26.10.06

da série "salvo prova em contário"

"Habituei-me também, nesses últimos anos, a ver, ao lado dos animais, crianças, velhos, mulheres, todos empenhados em revirar o lixo à procura de algo para comer, vender ou vestir. O espetáculo da miséria, antigamente limitado às favelas, e depois também ao Centro, espalhou-se por toda a cidade, até mesmo pelos bairros residenciais e privilegiados — Miraflores, Barranco, San Isidro. Quem mora em Lima tem de se acostumar com a miséria e com a sujeira, ou então enlouquecer e se suicidar."
Mario Vargas Llosa, sobre Lima, mas aplicável, com certeza, ao Rio de Janeiro.

20.10.06

Este texto não existe

Neste momento, estou escrevendo um texto só de citações. Cada palavra que digito já saiu, um dia, da pena, das teclas, da boca de outro autor. Estas linhas, que você, leitor, agora lê - no mesmo momento em que elas aparecem na tela que vejo -, eu apenas me apropriei delas, e neste instante você as rouba de mim.

A escritora

Você não me dá atenção, ela dizia. Você gosta mais dele do que de mim - o livro em frente aos olhos dele.
Então, ela começou a escrever na pele. Letras, palavras, frases - cada vez mais intricadas, cada vez mais sedutoras.
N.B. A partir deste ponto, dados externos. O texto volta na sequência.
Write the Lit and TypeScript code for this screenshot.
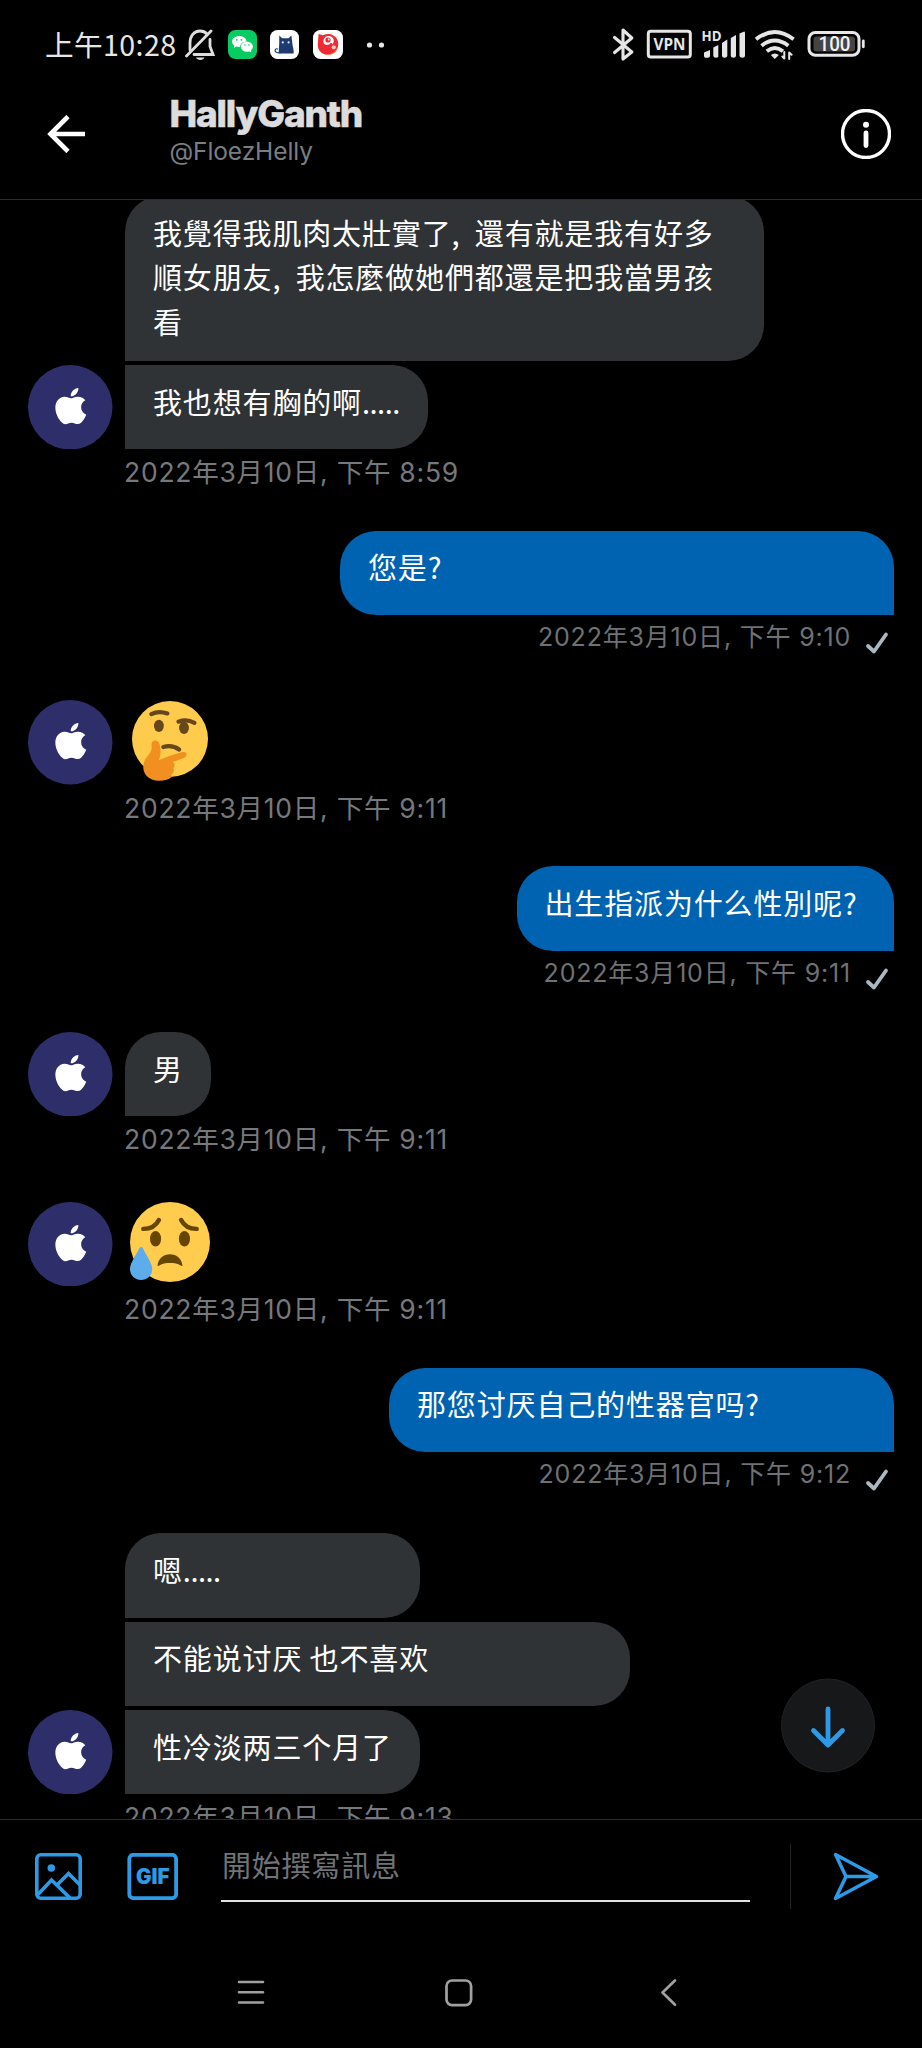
import { LitElement, html, css, svg, nothing } from "lit";
import { customElement, property } from "lit/decorators.js";
import { classMap } from "lit/directives/class-map.js";
import { styleMap } from "lit/directives/style-map.js";

type Emoji = "thinking" | "sad";
interface Bubble {
  lines?: string[];
  width?: number;
  tall?: boolean;
  emoji?: Emoji;
}
interface Group {
  mine: boolean;
  time: string;
  bubbles: Bubble[];
}

const GROUPS: Group[] = [
  {
    mine: false,
    time: "2022年3月10日, 下午 8:59",
    bubbles: [
      {
        lines: ["我覺得我肌肉太壯實了, 還有就是我有好多", "順女朋友, 我怎麼做她們都還是把我當男孩", "看"],
        width: 639,
        tall: true,
      },
      { lines: ["我也想有胸的啊....."], width: 303 },
    ],
  },
  { mine: true, time: "2022年3月10日, 下午 9:10", bubbles: [{ lines: ["您是?"], width: 554 }] },
  { mine: false, time: "2022年3月10日, 下午 9:11", bubbles: [{ emoji: "thinking" }] },
  { mine: true, time: "2022年3月10日, 下午 9:11", bubbles: [{ lines: ["出生指派为什么性別呢?"], width: 377.5 }] },
  { mine: false, time: "2022年3月10日, 下午 9:11", bubbles: [{ lines: ["男"], width: 86 }] },
  { mine: false, time: "2022年3月10日, 下午 9:11", bubbles: [{ emoji: "sad" }] },
  { mine: true, time: "2022年3月10日, 下午 9:12", bubbles: [{ lines: ["那您讨厌自己的性器官吗?"], width: 505 }] },
  {
    mine: false,
    time: "2022年3月10日, 下午 9:13",
    bubbles: [
      { lines: ["嗯....."], width: 295 },
      { lines: ["不能说讨厌 也不喜欢"], width: 505 },
      { lines: ["性冷淡两三个月了"], width: 295 },
    ],
  },
];

const thinking = svg`
  <circle cx="18" cy="17.1" r="17.1" fill="#ffcb4c"/>
  <g fill="#65471b">
    <ellipse cx="13" cy="11.2" rx="2.2" ry="2.8"/>
    <ellipse cx="24.3" cy="12.1" rx="2.2" ry="2.8"/>
  </g>
  <g fill="none" stroke="#65471b" stroke-width="1.9" stroke-linecap="round">
    <path d="M9.6 5.9Q12.9 4.2 16.8 5.6"/>
    <path d="M21.8 9.3Q25.5 8 29 9.8"/>
    <path d="M15 20.7Q19 19.6 22.1 21.8"/>
  </g>
  <path fill="#f19020" d="M9.7 20C9.3 17.4 12.4 17 13.3 19.3C14 21.6 14 24 13 26.7C16 25.5 20 23.9 23.6 23C25.8 22.6 26 25 24.2 25.6L19.3 27.4C20.4 28.3 20.2 29.6 19.4 30.2C20.2 31.3 19.6 32.6 18.6 33C19.2 34.3 18 35 16.5 35.4C13 36.4 9.5 36 7.2 33.4C5.6 31.2 5.6 28.5 7 26C8.8 23.8 10.1 22.3 9.7 20Z"/>`;

const sad = svg`
  <circle cx="18" cy="18" r="18" fill="#ffcc4d"/>
  <g fill="#664500">
    <ellipse cx="11.5" cy="16.5" rx="2.5" ry="3.5"/>
    <ellipse cx="24.5" cy="16.5" rx="2.5" ry="3.5"/>
    <path d="M12.4 28.3C13 25.2 15.2 23.5 18 23.5C20.8 23.5 23 25.2 23.6 28.3C23.7 28.9 23.2 28.9 22.8 28.6C21.5 27.7 20 27.5 18 27.5C16 27.5 14.5 27.7 13.2 28.6C12.7 28.9 12.3 28.9 12.4 28.3Z"/>
  </g>
  <g fill="none" stroke="#664500" stroke-width="2" stroke-linecap="round">
    <path d="M6 12.1Q11 12.1 13 8.1"/>
    <path d="M30 12.1Q25 12.1 23 8.1"/>
  </g>
  <path fill="#5dadec" d="M10 30.2C10 33 7.8 35.1 5 35.1S0 33 0 30.2C0 27.4 2.6 24.2 4.2 20.8C4.6 20 5.4 20 5.8 20.8C7.4 24.2 10 27.4 10 30.2Z"/>`;

@customElement("status-bar")
class StatusBar extends LitElement {
  static styles = css`
    :host {
      display: flex;
      align-items: center;
      height: 89px;
      padding: 0 57px 0 45px;
      box-sizing: border-box;
      color: #e6e6e6;
    }
    .clock {
      width: 140px;
      font: 400 28.6px/40px "Noto Sans CJK SC", sans-serif;
      white-space: nowrap;
      letter-spacing: 0.4px;
      margin-top: -2px;
    }
    .left,
    .right {
      display: flex;
      align-items: center;
    }
    .right {
      margin-left: auto;
    }
    svg {
      display: block;
    }
    .app {
      margin-left: 13.6px;
    }
    .wechat {
      margin-left: 12.6px;
    }
    .dots {
      margin-left: 23px;
    }
    .net {
      font: 700 14px "Open Sans", sans-serif;
    }
    .vpn {
      font: 700 16.5px "Open Sans", sans-serif;
    }
    .pct {
      font: 500 20px "Roboto", sans-serif;
    }
  `;
  render() {
    return html`
      <span class="clock">上午10:28</span>
      <div class="left">
        <svg width="30" height="34" viewBox="0 0 30 34" fill="none" stroke="#dedede" stroke-width="2.8" stroke-linecap="round">
          <path d="M5 22V15C5 8 9 3 15 3C18 3 20.3 4 22 6"/>
          <path d="M25 11.5V18.5L28 26.5H9"/>
          <path d="M26 3L1.5 28" />
          <path d="M11 29.5H19.5C18.5 32.8 12 32.8 11 29.5Z" fill="#dedede" stroke="none"/>
        </svg>
        <svg class="wechat" width="29" height="29" viewBox="0 0 29 29">
          <rect width="29" height="29" rx="7.5" fill="#07cc62"/>
          <g fill="#fff">
            <path d="M11.2 6C15.2 6 18.4 8.4 18.4 11.4C14.7 11.5 12 13.8 12.2 17C10.8 17.2 9.4 17 8.2 16.6L5.8 17.9L6.4 15.7C4.9 14.7 4 13.2 4 11.6C4 8.5 7.2 6 11.2 6Z"/>
            <ellipse cx="18.9" cy="16.6" rx="6" ry="5.2"/>
            <path d="M20 20.5L23.3 22.6L22.8 19.8Z"/>
          </g>
          <g fill="#07cc62">
            <circle cx="8.8" cy="9.8" r=".9"/><circle cx="13.4" cy="9.8" r=".9"/>
            <circle cx="17" cy="15" r=".8"/><circle cx="20.9" cy="15" r=".8"/>
          </g>
        </svg>
        <svg class="app" width="29" height="29" viewBox="0 0 29 29">
          <rect width="29" height="29" rx="7.5" fill="#fff"/>
          <path fill="#1d3b72" d="M9.3 5.5L12.2 8.3H18.5L21.4 5.5L22.3 13C22.3 16 24 19 23.7 23.6H8.6L9.2 14Z"/>
          <path fill="none" stroke="#1d3b72" stroke-width="1.1" d="M8 19.2C5.5 17.5 4 21 6.3 22.2C8 23 10 22.8 11 22.8"/>
          <circle cx="12.8" cy="12.4" r="1.1" fill="#dce8f6"/><circle cx="18.6" cy="12.4" r="1.1" fill="#dce8f6"/>
        </svg>
        <svg class="app" width="30" height="29" viewBox="0 0 30 29">
          <rect width="30" height="29" rx="7.5" fill="#fff"/>
          <path fill="#ee2b34" d="M5.5 4L10 5.2C16 2.3 21.5 4.5 24 9C27.6 15.5 23.5 24.6 15 24.8C7.5 24.8 3.6 18.4 5 12.2Z"/>
          <path fill="#f97a2c" d="M8 22.3C13 25.8 21.5 25 24.5 17C24 22 20 24.8 15 24.8C12 24.8 9.7 23.9 8 22.3Z"/>
          <path fill="#fff" d="M10.4 11.5C10.4 7.5 14 5.4 17.3 6.2C21 7.2 21.8 11.6 19.5 14.6C19.2 12.6 18 11.9 16.6 14.2C13.5 15.8 10.4 14.8 10.4 11.5Z"/>
          <circle cx="15" cy="10" r="2.6" fill="#ee2b34"/><circle cx="15.7" cy="9.5" r=".9" fill="#fff"/>
          <circle cx="20.8" cy="17.3" r="2.1" fill="#ffc7b8"/>
        </svg>
        <svg class="dots" width="20" height="8" viewBox="0 0 20 8" fill="#e6e6e6">
          <circle cx="3.5" cy="4" r="2.6"/><circle cx="15.5" cy="4" r="2.6"/>
        </svg>
      </div>
      <div class="right">
        <svg width="252" height="36" viewBox="0 0 252 36" fill="none" stroke="#e6e6e6" stroke-linecap="round" stroke-linejoin="round">
          <path stroke-width="3.1" d="M1.6 10.5L18.8 25L10 32V3L18.8 11L1.6 25.5"/>
          <rect x="35.3" y="4.3" width="42" height="25.6" rx="2.5" stroke-width="3"/>
          <g fill="#e6e6e6" stroke="none">
            <text class="vpn" x="40.5" y="23.2" textLength="32" lengthAdjust="spacingAndGlyphs">VPN</text>
            <text class="net" x="88.5" y="14.4" textLength="20" lengthAdjust="spacingAndGlyphs">HD</text>
            <path d="M91 28.5V25.5L97 23V28.5Q97 30.8 95 30.8H92Q91 30.6 91 28.5Z"/>
            <path d="M100.3 20.5L105.3 18V29.5Q105 30.8 102.8 30.8T100.3 29Z"/>
            <path d="M109 16L114.3 12.5V29Q114 30.8 111.6 30.8T109 29Z"/>
            <path d="M117.8 11L123 8V29Q122.8 30.8 120.4 30.8T117.8 29Z"/>
            <path d="M126.5 6.5L131.3 4.5Q132 4.5 132 6V29Q131.8 30.8 129.3 30.8T126.5 29Z"/>
          </g>
          <g stroke-width="3.9" stroke-linecap="butt">
            <path d="M143 12.3Q161.8 -2.2 180.6 12.3"/>
            <path d="M148.5 18.7Q161.8 8.5 175.3 18.7"/>
            <path d="M153.8 24.2Q161.8 18 170 24.2"/>
          </g>
          <path fill="#e6e6e6" stroke="none" d="M157.8 28Q161.8 24.8 165.8 28L161.8 32Z"/>
          <path stroke-width="2" d="M171.3 25V31.5L169.3 29.5M176.2 32V25.5L178.6 27.7"/>
          <rect x="196" y="5.5" width="50" height="22.8" rx="6.5" stroke-width="3"/>
          <rect x="200.5" y="9.5" width="41.5" height="15" rx="3" fill="#444" stroke="none"/>
          <path stroke-width="2.8" d="M250.3 14V19.8"/>
          <text class="pct" x="205.5" y="24.2" fill="#f2f2f2" stroke="none" textLength="32" lengthAdjust="spacingAndGlyphs">100</text>
        </svg>
      </div>
    `;
  }
}

@customElement("chat-header")
class ChatHeader extends LitElement {
  static styles = css`
    :host {
      display: flex;
      height: 111px;
      box-sizing: border-box;
      border-bottom: 1px solid #2a2b2d;
      padding: 0 31px 0 47px;
      align-items: flex-start;
    }
    .back {
      margin-top: 26px;
    }
    .who {
      margin: 3.5px 0 0 83.5px;
      white-space: nowrap;
    }
    .name {
      font: 800 37px/42px "Inter", sans-serif;
      letter-spacing: -1.2px;
      color: #dcdcdc;
      -webkit-text-stroke: 0.5px #dcdcdc;
    }
    .handle {
      font: 400 24.5px/30px "Inter", sans-serif;
      letter-spacing: -0.1px;
      color: #7b7d82;
      margin-top: 1.5px;
    }
    .info {
      margin: 20px 0 0 auto;
    }
  `;
  render() {
    return html`
      <svg class="back" width="39" height="38" viewBox="0 0 39 38" fill="none" stroke="#fff" stroke-width="4.6">
        <path d="M38 19H3.5M21 1.5L3.5 19L21 36.5"/>
      </svg>
      <div class="who">
        <div class="name">HallyGanth</div>
        <div class="handle">@FloezHelly</div>
      </div>
      <svg class="info" width="50" height="50" viewBox="0 0 50 50">
        <circle cx="25" cy="25" r="23.5" fill="none" stroke="#fff" stroke-width="3.4"/>
        <circle cx="25" cy="15.7" r="3" fill="#fff"/>
        <path d="M25 24V36.5" stroke="#fff" stroke-width="4.8" stroke-linecap="round"/>
      </svg>
    `;
  }
}

@customElement("message-group")
class MessageGroup extends LitElement {
  @property({ attribute: false }) group!: Group;
  static styles = css`
    :host {
      display: block;
    }
    .emoji-group {
      padding-top: 4px;
    }
    .stack {
      display: flex;
      gap: 12.5px;
      align-items: flex-end;
      padding: 0 28px;
    }
    .bubbles {
      display: flex;
      flex-direction: column;
      gap: 4px;
    }
    .mine .stack {
      justify-content: flex-end;
    }
    .avatar {
      display: block;
      width: 84.5px;
      height: 84.5px;
    }
    .bubble {
      box-sizing: border-box;
      height: 84.3px;
      padding: 13.5px 28px 0;
      background: #2f3336;
      color: #fff;
      border-radius: 0 36px 36px 0;
      font: 400 29px/44.5px "Noto Sans CJK SC", sans-serif;
      letter-spacing: 0.85px;
      white-space: nowrap;
    }
    .bubble:first-child {
      border-top-left-radius: 36px;
    }
    .tall {
      height: 165px;
    }
    .mine .bubble {
      background: #0063b1;
      border-radius: 36px 36px 0 36px;
    }
    .line {
      display: block;
    }
    .comma {
      padding-right: 7px;
    }
    .dots {
      letter-spacing: -0.5px;
    }
    .emoji {
      display: block;
      width: 80px;
      height: 80px;
      margin: 0 0 4.3px 5px;
    }
    .meta {
      display: flex;
      height: 81.4px;
      box-sizing: border-box;
      padding: 4px 28px 0 124px;
      font: 400 26.5px/38px "Inter", "Noto Sans CJK SC", sans-serif;
      letter-spacing: 0.75px;
      color: #75787c;
      white-space: nowrap;
    }
    .mine .meta {
      justify-content: flex-end;
      padding-top: 3px;
      font-size: 25px;
      letter-spacing: 0.8px;
      color: #6e7175;
    }
    .check {
      margin: 13px 5px 0 14px;
    }
  `;

  private line(text: string) {
    if (text.endsWith(".....")) {
      return html`<span class="line">${text.slice(0, -5)}<span class="dots">.....</span></span>`;
    }
    const [head, tail] = text.split(", ");
    return html`<span class="line">${head}${tail ? html`<span class="comma">, </span>${tail}` : nothing}</span>`;
  }

  render() {
    const { mine, bubbles, time } = this.group;
    const emoji = bubbles.some((b) => b.emoji);
    return html`
      <section class=${classMap({ mine, "emoji-group": emoji })}>
        <div class="stack">
          ${mine
            ? nothing
            : html`<svg class="avatar" viewBox="0 0 84 84">
                <circle cx="42" cy="42" r="42" fill="#2e2f6a"/>
                <path fill="#fff" transform="translate(23.7 22.8) scale(1.57 1.5)" d="M12.152 6.896c-.948 0-2.415-1.078-3.96-1.04-2.04.027-3.91 1.183-4.961 3.014-2.117 3.675-.546 9.103 1.519 12.09 1.013 1.454 2.208 3.09 3.792 3.039 1.52-.065 2.09-.987 3.935-.987 1.831 0 2.35.987 3.96.948 1.637-.026 2.676-1.48 3.676-2.948 1.156-1.688 1.636-3.325 1.662-3.415-.039-.013-3.182-1.221-3.22-4.857-.026-3.04 2.48-4.494 2.597-4.559-1.429-2.09-3.623-2.324-4.39-2.376-2-.156-3.675 1.09-4.61 1.09zM15.53 3.83c.843-1.012 1.4-2.427 1.245-3.83-1.207.052-2.662.805-3.532 1.818-.78.896-1.454 2.338-1.273 3.714 1.338.104 2.715-.688 3.559-1.701"/>
              </svg>`}
          <div class="bubbles">
            ${bubbles.map((b) =>
              b.emoji
                ? html`<svg class="emoji" viewBox="0 0 36 36">${b.emoji === "sad" ? sad : thinking}</svg>`
                : html`<div class=${classMap({ bubble: true, tall: !!b.tall })} style=${styleMap({ width: `${b.width}px` })}>
                    ${b.lines!.map((l) => this.line(l))}
                  </div>`
            )}
          </div>
        </div>
        <div class="meta">
          <span>${time}</span>
          ${mine
            ? html`<svg class="check" width="24" height="24" viewBox="0 0 24 24" fill="none" stroke="#aab8c2" stroke-width="3.8" stroke-linecap="round" stroke-linejoin="round">
                <path d="M3 15L9 20.5L21 3.5"/>
              </svg>`
            : nothing}
        </div>
      </section>
    `;
  }
}

@customElement("chat-composer")
class ChatComposer extends LitElement {
  static styles = css`
    :host {
      display: flex;
      height: 119px;
      box-sizing: border-box;
      border-top: 1px solid #2a2b2d;
      padding: 0 42px 0 35px;
      align-items: flex-start;
    }
    svg {
      display: block;
    }
    .pic {
      margin-top: 33px;
    }
    .gif {
      margin: 33px 0 0 45px;
    }
    .giftext {
      font: 900 21px "Inter", sans-serif;
    }
    .field {
      width: 529px;
      height: 82px;
      box-sizing: border-box;
      margin-left: 43px;
      padding: 22px 0 0 1px;
      border-bottom: 2px solid #e2e2e2;
      font: 400 29px/44px "Noto Sans CJK TC", sans-serif;
      letter-spacing: 0.8px;
      color: #707377;
    }
    .rule {
      width: 1px;
      height: 65px;
      margin: 24px 0 0 40px;
      background: #242527;
    }
    .send {
      margin: 32px 0 0 auto;
    }
  `;
  render() {
    return html`
      <svg class="pic" width="47" height="47" viewBox="0 0 47 47" fill="none" stroke="#2d9ae8" stroke-width="3.6">
        <rect x="1.8" y="1.8" width="43.4" height="43.4" rx="4"/>
        <path d="M3 41.5L16.5 27L35 45M22 32L33.5 20.5L45 32"/>
        <circle cx="16.3" cy="15" r="3.8" fill="#2d9ae8" stroke="none"/>
      </svg>
      <svg class="gif" width="51" height="47" viewBox="0 0 51 47">
        <rect x="2.3" y="1.8" width="46.8" height="43.4" rx="4" fill="none" stroke="#2d9ae8" stroke-width="3.8"/>
        <text class="giftext" x="9" y="31" fill="#2d9ae8" textLength="33.5" lengthAdjust="spacingAndGlyphs">GIF</text>
      </svg>
      <div class="field">開始撰寫訊息</div>
      <div class="rule"></div>
      <svg class="send" width="47" height="49" viewBox="0 0 47 49" fill="none" stroke="#2d9ae8" stroke-width="3.5" stroke-linejoin="round">
        <path d="M2.5 2.5L43.5 24.5L2.5 46.5L13 24.5ZM13 24.5H42"/>
      </svg>
    `;
  }
}

@customElement("app-root")
class AppRoot extends LitElement {
  static styles = css`
    :host {
      display: flex;
      flex-direction: column;
      width: 922px;
      height: 2048px;
      background: #000;
      overflow: hidden;
    }
    .thread {
      position: relative;
      height: 1619px;
      overflow: hidden;
    }
    .log {
      margin-top: -4px;
    }
    .jump {
      position: absolute;
      right: 47px;
      bottom: 46px;
      display: block;
    }
    .nav {
      display: grid;
      grid-template-columns: 27px 27px 27px;
      column-gap: 181px;
      padding: 40px 0 0 237px;
    }
  `;
  render() {
    return html`
      <status-bar></status-bar>
      <chat-header></chat-header>
      <div class="thread">
        <div class="log">${GROUPS.map((g) => html`<message-group .group=${g}></message-group>`)}</div>
        <svg class="jump" width="94" height="95" viewBox="0 0 94 95">
          <circle cx="47" cy="47.5" r="46.5" fill="#16181a" stroke="#202224"/>
          <path d="M47 31V66M32.5 52.5L47 67L61.5 52.5" fill="none" stroke="#2d9ae8" stroke-width="4.8" stroke-linecap="round" stroke-linejoin="round"/>
        </svg>
      </div>
      <chat-composer></chat-composer>
      <nav class="nav">
        <svg width="28" height="30" viewBox="0 0 28 30" stroke="#a0a0a0" stroke-width="2.6" stroke-linecap="round">
          <path d="M2 4H26M2 14.2H26M2 24.5H26"/>
        </svg>
        <svg width="28" height="30" viewBox="0 0 28 30" fill="none" stroke="#a0a0a0" stroke-width="2.7">
          <rect x="1.5" y="2.5" width="24.6" height="24.6" rx="5.5"/>
        </svg>
        <svg width="28" height="30" viewBox="0 0 28 30" fill="none" stroke="#a0a0a0" stroke-width="2.7" stroke-linecap="round" stroke-linejoin="round">
          <path d="M22 2.5L9.500 14.500L22 26.800"/>
        </svg>
      </nav>
    `;
  }
}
Escrevendo em todas as partes do corpo, ela conseguia, dia a dia, satisfazer seus desejos.
(Obviamente, inspirado em Budapeste, do Chico Buarque.)

11.10.06

Vargas Llosa, o barroco

Baudrillard disse que Foucault usava o poder para criticar o poder. No trecho abaixo, de um livro que vai sair daqui a pouco, Vargas Llosa usa a prolixidade para criticar a prolixidade (de um autor chamado José Lezama Lima):

"Há muitas páginas de Paradiso nas quais o emaranhamento, o oceânico acúmulo de adjetivos e de advérbios, a sucessão de frases parasitas, que por sua vez se subdividem em outras frases parasitas, o abuso de símiles, de parêntesis, a sobrecarga, o adorno e o avanço ziguezagueante, as idas e vindas da linguagem acabam por ficar quase insuportáveis e desencorajam o leitor." (tradução minha)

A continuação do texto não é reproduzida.